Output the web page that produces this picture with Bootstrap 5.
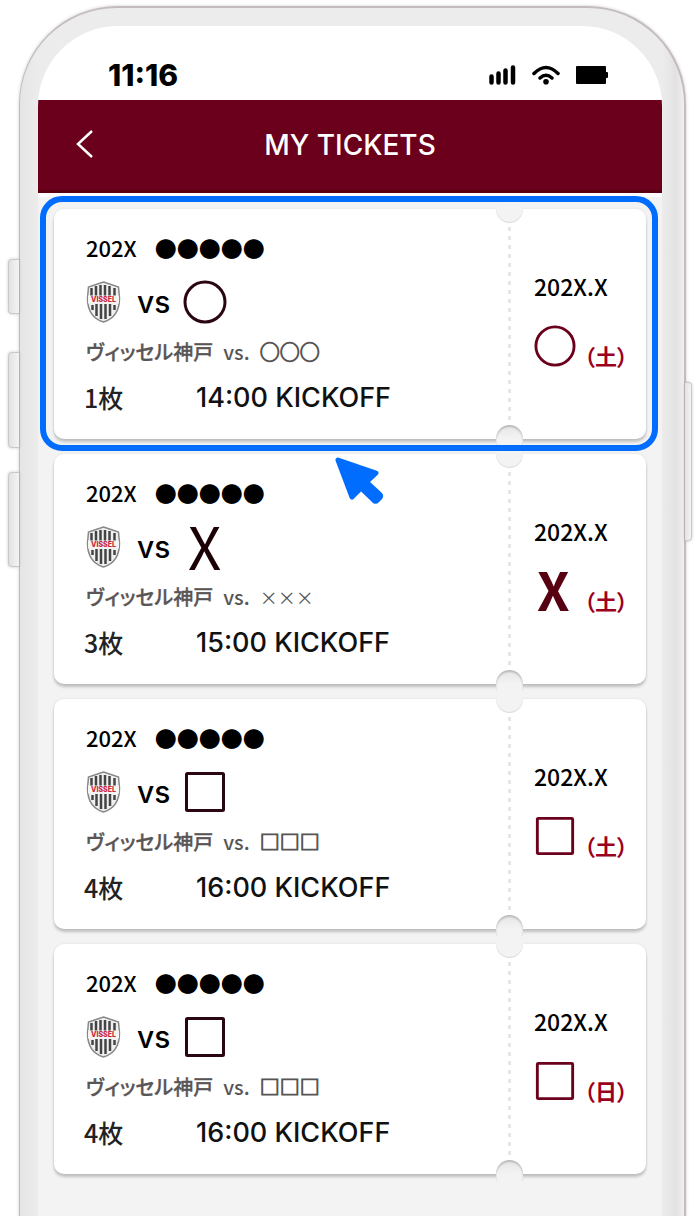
<!DOCTYPE html>
<html lang="ja">
<head>
<meta charset="utf-8">
<meta name="viewport" content="width=device-width, initial-scale=1">
<title>MY TICKETS</title>
<link href="https://cdn.jsdelivr.net/npm/bootstrap@5.3.0/dist/css/bootstrap.min.css" rel="stylesheet">
<style>
:root { --wine: #6a001b; --crimson: #9c0020; --page: #f3f3f3; --accent: #006dff; }
body { background: #fff; font-family: "Noto Sans CJK JP", "Noto Sans", sans-serif; color: #000; }
.phone {
  margin: 6px 12px 0 19px; min-height: calc(100vh - 6px);
  padding: 18px 22px 0 18px;
  background: linear-gradient(90deg, #e5e5e5, #ececec 18px, #ececec calc(100% - 22px), #e2e2e2 calc(100% - 8px), #f0f0f0);
  border: 1px solid #c4bcbc; border-width: 2px 2px 0 1px; border-radius: 98px 98px 0 0;
  box-shadow: 0 0 3px rgba(90, 70, 70, .3);
}
.side-key { width: 11px; background: linear-gradient(90deg, #e2e2e2, #f4f4f4); border: 1px solid #cdc6c6; box-shadow: 0 0 3px rgba(90, 70, 70, .3); }
.side-key.on-left { left: -12px; border-right: 0; border-radius: 4px 0 0 4px; }
.side-key.on-right { right: -8px; width: 7px; border-left: 0; border-radius: 0 4px 4px 0; }
.key-mute { top: 251px; height: 55px; }
.key-up { top: 344px; height: 96px; }
.key-down { top: 464px; height: 95px; }
.key-power { top: 374px; height: 159px; }
.phone-screen { background: var(--page); border-radius: 80px 80px 0 0; overflow: hidden; }
.status-bar { height: 74px; background: #fff; padding: 24px 54px 0 70px; }
.clock { font: 800 30px/50px Inter, sans-serif; }
.app-bar { height: 93px; background: var(--wine); border-bottom: 3px solid #5a0010; box-shadow: 0 4px 0 #fff; }
.app-bar h1 { font: 500 28px/90px Inter, sans-serif; }
.back-btn { left: 25px; top: 20px; width: 44px; height: 48px; }
.ticket-list { padding: 16px 16px 42px; gap: 15px; }
.ticket { display: grid; grid-template-columns: 455fr 137fr; height: 230px; background: #fff; border-radius: 10px; color: #000; text-decoration: none; box-shadow: 0 3px 3px rgba(0, 0, 0, .2), 0 0 3px rgba(0, 0, 0, .08); }
.ticket-main { padding: 22px 12px 20px 32px; gap: 12px; }
.ticket-date { padding: 60px 8px 0 25px; }
.ticket-date::before { content: ""; position: absolute; left: -1px; top: 18px; bottom: 18px; width: 3px; background: repeating-linear-gradient(#e6e6e6 0 4px, transparent 4px 9px); }
.notch { left: -13px; width: 27px; background: var(--page); }
.notch-top { top: -4px; height: 18px; border-radius: 0 0 14px 14px; box-shadow: inset 0 -1px 1px rgba(0, 0, 0, .1); }
.notch-bottom { bottom: -7px; height: 21px; border-radius: 14px 14px 0 0; background: linear-gradient(#e6e6e6, var(--page) 14px); box-shadow: inset 0 2px 2px rgba(0, 0, 0, .2); }
.season { height: 32px; font-size: 22px; font-weight: 500; gap: 18px; }
.versus { height: 50px; margin-top: 2px; }
.vs-word { font: 500 30px/50px Inter, sans-serif; width: 46px; margin-left: 16px; }
.versus-mark { color: #2a0610; }
.fixture { height: 26px; color: #595555; font-size: 20px; font-weight: 500; gap: 10px; font-feature-settings: "palt"; }
.fixture > span:first-child { -webkit-text-stroke: 0.3px #595555; }
.fixture-rival { font-feature-settings: normal; -webkit-text-stroke: 1px #595555; }
.fixture-cross { font-size: 18px; font-weight: 400; -webkit-text-stroke: 0; }
.entry { height: 42px; font-size: 25px; font-weight: 500; color: #222; margin-left: -2px; }
.entry-count { width: 112px; }
.entry-time { font: 500 27px/42px Inter, sans-serif; color: #111; }
.month { font-size: 23px; line-height: 34px; font-weight: 500; }
.day-row { height: 62px; margin-top: 12px; gap: 8px; color: var(--wine); }
.day-mark { width: 42px; }
.weekday { color: var(--crimson); font-size: 22px; line-height: 24px; font-weight: 700; margin-top: 18px; font-feature-settings: "palt"; }
.big-x { font-size: 58px; line-height: 46px; height: 50px; font-weight: 400; color: #1b0006; padding-left: 5px; }
.bold-x { font-size: 52px; line-height: 46px; height: 50px; font-weight: 700; color: #560012; padding-left: 3px; }
.focus-frame { inset: -13px -12px -12px -14px; border: 6px solid var(--accent); border-radius: 22px; z-index: 2; pointer-events: none; }
.pointer { left: 280px; top: 247px; z-index: 3; pointer-events: none; }
</style>
</head>
<body>
<svg class="d-none" aria-hidden="true">
  <symbol id="crest" viewBox="0 0 34 42">
    <path d="M17 1 L23 3 L32 6 L33 17 C33 30 27 38 17 41 C7 38 1 30 1 17 L2 6 L11 3Z" fill="#f0f0f0" stroke="#888" stroke-width="1.500"/>
    <path d="M5 7v8M9.500 5v10M14 4v11M18.500 4v11M23 5v10M28 7v8" stroke="#444" stroke-width="2.500"/>
    <path d="M6 24v5M10 23v12M14.500 23v15M19 23v15M23.500 23v12M28 24v5" stroke="#444" stroke-width="2.500"/>
    <path d="M1.500 14.500h31v8h-31z" fill="#f6f3f3"/>
    <text x="17" y="21" text-anchor="middle" font-family="Inter, sans-serif" font-size="7" font-weight="800" fill="#c8263c">VISSEL</text>
  </symbol>
  <symbol id="ring" viewBox="0 0 44 44"><circle cx="22" cy="22" r="20" fill="none" stroke="currentColor" stroke-width="3"/></symbol>
  <symbol id="box" viewBox="0 0 44 44"><rect x="3.500" y="3.500" width="37" height="37" rx="1" fill="none" stroke="currentColor" stroke-width="3"/></symbol>
</svg>

<div class="phone position-relative">
  <span class="side-key on-left key-mute position-absolute"></span>
  <span class="side-key on-left key-up position-absolute"></span>
  <span class="side-key on-left key-down position-absolute"></span>
  <span class="side-key on-right key-power position-absolute"></span>

  <div class="phone-screen">
    <div class="status-bar d-flex align-items-center justify-content-between">
      <span class="clock">11:16</span>
      <div class="d-flex align-items-center gap-3">
        <svg width="27" height="20" viewBox="0 0 27 20" aria-label="Signal"><path d="M2.500 11.500v6M9.500 8.500v9M16.500 5.500v12M24 2.500v15" stroke="#000" stroke-width="4.500" stroke-linecap="round"/></svg>
        <svg width="28" height="20" viewBox="0 0 28 20" aria-label="Wi-Fi"><path d="M2 8.500Q14-3.500 26 8.500M8 13Q14 7.500 20 13" fill="none" stroke="#000" stroke-width="3.500" stroke-linecap="round"/><circle cx="14" cy="16.800" r="2.800"/></svg>
        <svg width="32" height="20" viewBox="0 0 32 20" aria-label="Battery"><rect y="1" width="30" height="18" rx="1"/><rect x="29" y="7" width="3" height="6" rx="1"/></svg>
      </div>
    </div>

    <header class="app-bar position-relative text-center">
      <button type="button" class="back-btn btn p-0 border-0 position-absolute d-flex align-items-center justify-content-center" aria-label="Back">
        <svg width="20" height="30" viewBox="0 0 20 30"><path d="M17 2 3 15l14 13" fill="none" stroke="#fff" stroke-width="2.500"/></svg>
      </button>
      <h1 class="text-white m-0">MY TICKETS</h1>
    </header>

    <main class="ticket-list d-flex flex-column">
      <a href="#ticket-1" class="ticket position-relative">
        <div class="ticket-main d-flex flex-column">
          <div class="season d-flex align-items-center"><span>202X</span><span>●●●●●</span></div>
          <div class="versus d-flex align-items-center"><svg width="35" height="42"><use href="#crest"/></svg><span class="vs-word">vs</span><svg class="versus-mark" width="44" height="44"><use href="#ring"/></svg></div>
          <div class="fixture d-flex align-items-center"><span>ヴィッセル神戸</span><span>vs.</span><span class="fixture-rival">○○○</span></div>
          <div class="entry d-flex align-items-center"><span class="entry-count">1枚</span><span class="entry-time">14:00 KICKOFF</span></div>
        </div>
        <div class="ticket-date position-relative">
          <span class="notch notch-top position-absolute"></span><span class="notch notch-bottom position-absolute"></span>
          <div class="month">202X.X</div>
          <div class="day-row d-flex align-items-center"><svg class="day-mark" height="42"><use href="#ring"/></svg><span class="weekday">（土）</span></div>
        </div>
        <span class="focus-frame position-absolute"></span>
        <svg class="pointer position-absolute" width="52" height="52" viewBox="0 0 52 52"><path d="M4 4 42 17 32.500 26 46 38.500a2 2 0 0 1 0 3l-3 3a2 2 0 0 1-3 0L27 32 18 41Z" fill="#006dff" stroke="#006dff" stroke-width="5" stroke-linejoin="round"/></svg>
      </a>

      <a href="#ticket-2" class="ticket">
        <div class="ticket-main d-flex flex-column">
          <div class="season d-flex align-items-center"><span>202X</span><span>●●●●●</span></div>
          <div class="versus d-flex align-items-center"><svg width="35" height="42"><use href="#crest"/></svg><span class="vs-word">vs</span><span class="big-x">X</span></div>
          <div class="fixture d-flex align-items-center"><span>ヴィッセル神戸</span><span>vs.</span><span class="fixture-rival fixture-cross">×××</span></div>
          <div class="entry d-flex align-items-center"><span class="entry-count">3枚</span><span class="entry-time">15:00 KICKOFF</span></div>
        </div>
        <div class="ticket-date position-relative">
          <span class="notch notch-top position-absolute"></span><span class="notch notch-bottom position-absolute"></span>
          <div class="month">202X.X</div>
          <div class="day-row d-flex align-items-center"><span class="day-mark bold-x">X</span><span class="weekday">（土）</span></div>
        </div>
      </a>

      <a href="#ticket-3" class="ticket">
        <div class="ticket-main d-flex flex-column">
          <div class="season d-flex align-items-center"><span>202X</span><span>●●●●●</span></div>
          <div class="versus d-flex align-items-center"><svg width="35" height="42"><use href="#crest"/></svg><span class="vs-word">vs</span><svg class="versus-mark" width="44" height="44"><use href="#box"/></svg></div>
          <div class="fixture d-flex align-items-center"><span>ヴィッセル神戸</span><span>vs.</span><span class="fixture-rival">□□□</span></div>
          <div class="entry d-flex align-items-center"><span class="entry-count">4枚</span><span class="entry-time">16:00 KICKOFF</span></div>
        </div>
        <div class="ticket-date position-relative">
          <span class="notch notch-top position-absolute"></span><span class="notch notch-bottom position-absolute"></span>
          <div class="month">202X.X</div>
          <div class="day-row d-flex align-items-center"><svg class="day-mark" height="42"><use href="#box"/></svg><span class="weekday">（土）</span></div>
        </div>
      </a>

      <a href="#ticket-4" class="ticket">
        <div class="ticket-main d-flex flex-column">
          <div class="season d-flex align-items-center"><span>202X</span><span>●●●●●</span></div>
          <div class="versus d-flex align-items-center"><svg width="35" height="42"><use href="#crest"/></svg><span class="vs-word">vs</span><svg class="versus-mark" width="44" height="44"><use href="#box"/></svg></div>
          <div class="fixture d-flex align-items-center"><span>ヴィッセル神戸</span><span>vs.</span><span class="fixture-rival">□□□</span></div>
          <div class="entry d-flex align-items-center"><span class="entry-count">4枚</span><span class="entry-time">16:00 KICKOFF</span></div>
        </div>
        <div class="ticket-date position-relative">
          <span class="notch notch-top position-absolute"></span><span class="notch notch-bottom position-absolute"></span>
          <div class="month">202X.X</div>
          <div class="day-row d-flex align-items-center"><svg class="day-mark" height="42"><use href="#box"/></svg><span class="weekday">（日）</span></div>
        </div>
      </a>
    </main>
  </div>
</div>
<script src="https://cdn.jsdelivr.net/npm/bootstrap@5.3.0/dist/js/bootstrap.bundle.min.js"></script>
</body>
</html>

■ **Problem statement**
Tally how many lines of the data include the word "page". Write the number and nothing else.

■ **Result for this exercise**
5